Patrick, in his early thirties, has never sailed before and only been on boats a few times. He has plenty of world experience however, growing up in Chili before moving to Melbourne after high school. Quite the explorer, he has traveled widely and tried his hand at a variety of things, with sailing being a recent interest. A number of his friends are passionate activists and other interests include tissue culture and insect proteins. He’s currently considering a career change away from jewelry, to more people and empathy focus. His plans for a four week yoga course in India unfolded through our time together. India being a far cheaper place to study than Australia or Vietnam, his second choice.

Jess, in her mid twenties hails from the UK. She studied outdoor adventure at college before deciding an instructional role would not suit her and instead worked in hospitality. Exploitative employers gave her a rude reality check on the difference between friends and employees, refusing her time off even after she had covered their duties for several months. Reflecting on that brought her to travel. She has been in Australia now for 1.5 years, traveling for a month before settling in Whitsundays as guide on sailing catamarans under a working holiday visa. This path gives her a maximum of 3 years. This is a very people focused job, with her at the beck and call of the captain and guests 24×5. She credits the time outside and in nature with preserving her sanity. She is now on her way to Sydney to do her yacht master course. She is spending every spare moment studying the course notes and getting plenty of opportunities to put her learnings into practice. She plans to start the course knowing all the content, clearly passionate about the path she’s on.

Awakening the Beast

Our first few hours were spent clearing the deck of its Whitsunday charter accouterments and gathering final supplies. By mid afternoon we cast off the mooring lines and chugged out of the marina. The rumble of the 1959 diesel monster in the engine room became a near constant presence that took me some time to make peace with.

When we reached open water we were taken through the safety drills. Among other things this included rescuing a life-buoy, emulating a man-over-board situation. The time it took to retrieve the very visible, very buoyant object was an harsh reminder of my urgent need to improve my confidence in water or avoid exposure to such a possibility.

Further instructions were given on checking the engine, refilling the fuel header tank and inspecting the bilge for oil or excess water.
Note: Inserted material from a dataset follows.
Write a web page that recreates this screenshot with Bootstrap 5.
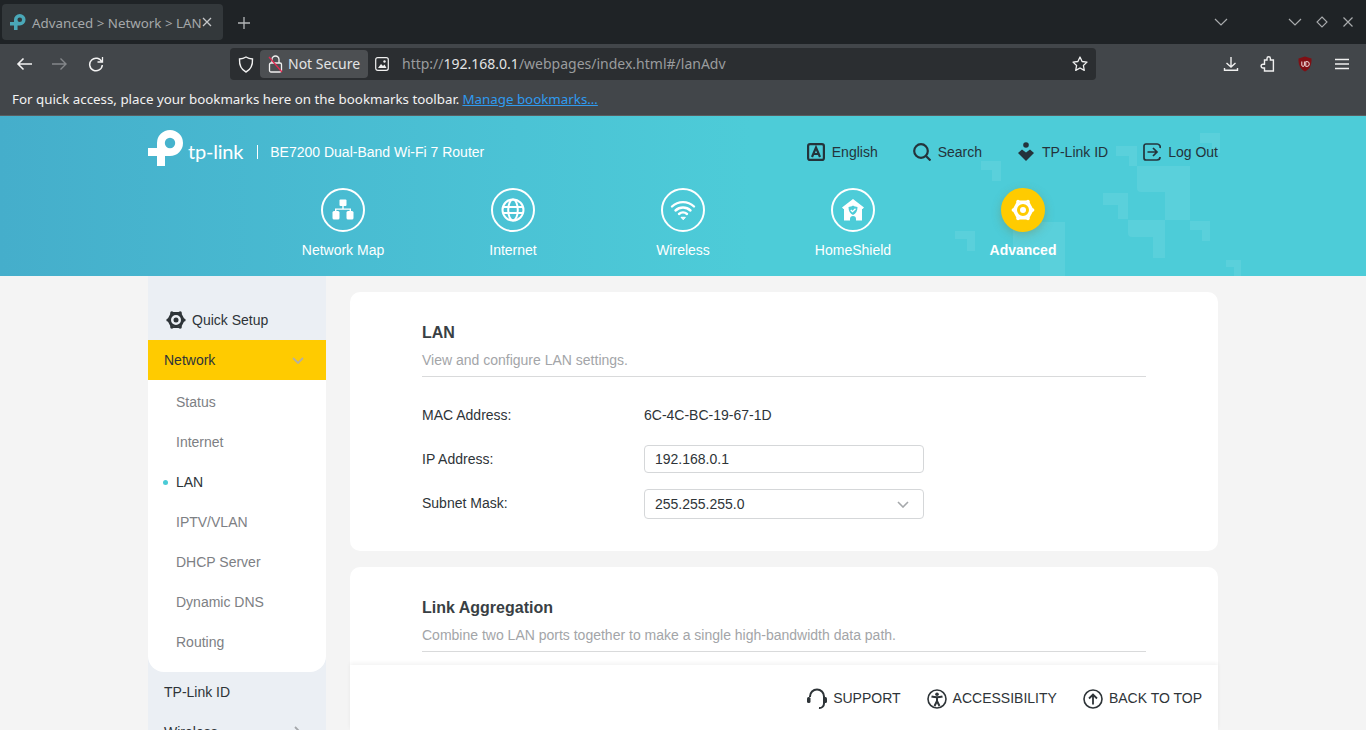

The reality of this being a primarily fossil-fueled trip roaring into my conscience every hour as the engine room door was opened to complete these tasks.

It became my mission to encourage and facilitate sailing whenever the opportunity arose to save as much fuel as possible and quiet the roaring beast.

With wind directly ahead of us on day one, this wasn’t an option, so we motored to our first destination, setting anchor off Goldsmith Island. We lifting the tender out of the water, a finicky process involving multiple winches, straps, tackle and three thongs. With our day’s work done, the sun slunk below the remaining sliver of mainland, spilling a golden band across the horizon.

Off Goldsmith Island. With the engine off and wind settled, the deep silence of open spaces settled in.

After a shared dinner in the saloon, John regaled the enrapt crew with stories of previous voyages and then from further afield as the wine disappeared.